--- START Given data ---

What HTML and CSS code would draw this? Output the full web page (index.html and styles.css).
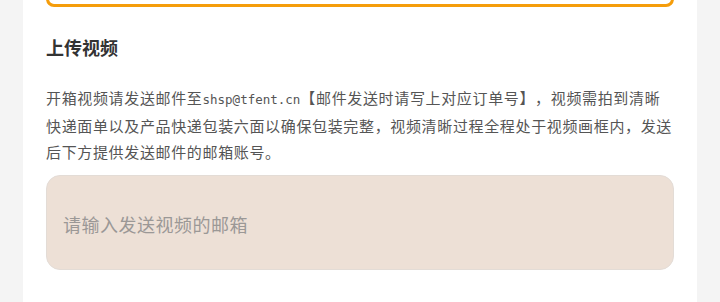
FILE: index.html
```html
<!DOCTYPE html>
<html lang="zh-CN">
<head>
<meta charset="utf-8">
<title>上传视频</title>
<link rel="stylesheet" href="styles.css">
</head>
<body>
<div class="card">
  <div class="highlight-box"></div>
  <h2 class="section-title">上传视频</h2>
  <p class="desc">开箱视频请发送邮件至<span class="mail">shsp@tfent.cn</span>【邮件发送时请写上对应订单号】，视频需拍到清晰快递面单以及产品快递包装六面以确保包装完整，视频清晰过程全程处于视频画框内，发送后下方提供发送邮件的邮箱账号。</p>
  <div class="email-input">
    <input class="email-field" type="text" placeholder="请输入发送视频的邮箱">
  </div>
</div>
</body>
</html>
```

FILE: styles.css
```css
html, body {
  margin: 0;
  padding: 0;
  background: #f4f4f4;
  height: 302px;
  overflow: hidden;
}
.card {
  margin: 0 23px;
  background: #ffffff;
  padding: 0 23px;
  height: 302px;
  box-sizing: border-box;
  font-family: "Noto Sans CJK SC", "Noto Sans", sans-serif;
  display: flow-root;
}
.highlight-box {
  height: 40px;
  margin-top: -33px;
  border: 3px solid #f59d0b;
  border-radius: 8px;
  box-sizing: border-box;
}
.section-title {
  margin: 27px 0 0;
  font-size: 18px;
  line-height: 26px;
  font-weight: 700;
  color: #333333;
}
.desc {
  margin: 25px 0 0;
  font-size: 15px;
  line-height: 26px;
  letter-spacing: 0.65px;
  color: #555555;
  text-spacing-trim: space-all;
}
.mail {
  font-family: "DejaVu Sans Mono", monospace;
  font-size: 12.5px;
  letter-spacing: 0;
}
.email-input {
  margin-top: 10px;
  height: 95px;
  box-sizing: border-box;
  border: 1px solid #e3dcd6;
  border-radius: 14px;
  background: #ede0d6;
  display: flex;
  align-items: center;
  padding: 3px 16px 0;
}
.email-field {
  flex: 1;
  border: none;
  outline: none;
  background: transparent;
  font-family: "Noto Sans CJK SC", "Noto Sans", sans-serif;
  font-size: 18px;
  letter-spacing: 0.5px;
  color: #333;
  padding: 0;
}
.email-field::placeholder {
  color: #9b9896;
}
```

--- END Given data ---

> [Work instructions]: Copy the material shown above in full and exactly. Skip the pictures.

> [Solved problem]:
What HTML and CSS code would draw this? Output the full web page (index.html and styles.css).
FILE: index.html
```html
<!DOCTYPE html>
<html lang="zh-CN">
<head>
<meta charset="utf-8">
<title>上传视频</title>
<link rel="stylesheet" href="styles.css">
</head>
<body>
<div class="card">
  <div class="highlight-box"></div>
  <h2 class="section-title">上传视频</h2>
  <p class="desc">开箱视频请发送邮件至<span class="mail">shsp@tfent.cn</span>【邮件发送时请写上对应订单号】，视频需拍到清晰快递面单以及产品快递包装六面以确保包装完整，视频清晰过程全程处于视频画框内，发送后下方提供发送邮件的邮箱账号。</p>
  <div class="email-input">
    <input class="email-field" type="text" placeholder="请输入发送视频的邮箱">
  </div>
</div>
</body>
</html>
```

FILE: styles.css
```css
html, body {
  margin: 0;
  padding: 0;
  background: #f4f4f4;
  height: 302px;
  overflow: hidden;
}
.card {
  margin: 0 23px;
  background: #ffffff;
  padding: 0 23px;
  height: 302px;
  box-sizing: border-box;
  font-family: "Noto Sans CJK SC", "Noto Sans", sans-serif;
  display: flow-root;
}
.highlight-box {
  height: 40px;
  margin-top: -33px;
  border: 3px solid #f59d0b;
  border-radius: 8px;
  box-sizing: border-box;
}
.section-title {
  margin: 27px 0 0;
  font-size: 18px;
  line-height: 26px;
  font-weight: 700;
  color: #333333;
}
.desc {
  margin: 25px 0 0;
  font-size: 15px;
  line-height: 26px;
  letter-spacing: 0.65px;
  color: #555555;
  text-spacing-trim: space-all;
}
.mail {
  font-family: "DejaVu Sans Mono", monospace;
  font-size: 12.5px;
  letter-spacing: 0;
}
.email-input {
  margin-top: 10px;
  height: 95px;
  box-sizing: border-box;
  border: 1px solid #e3dcd6;
  border-radius: 14px;
  background: #ede0d6;
  display: flex;
  align-items: center;
  padding: 3px 16px 0;
}
.email-field {
  flex: 1;
  border: none;
  outline: none;
  background: transparent;
  font-family: "Noto Sans CJK SC", "Noto Sans", sans-serif;
  font-size: 18px;
  letter-spacing: 0.5px;
  color: #333;
  padding: 0;
}
.email-field::placeholder {
  color: #9b9896;
}
```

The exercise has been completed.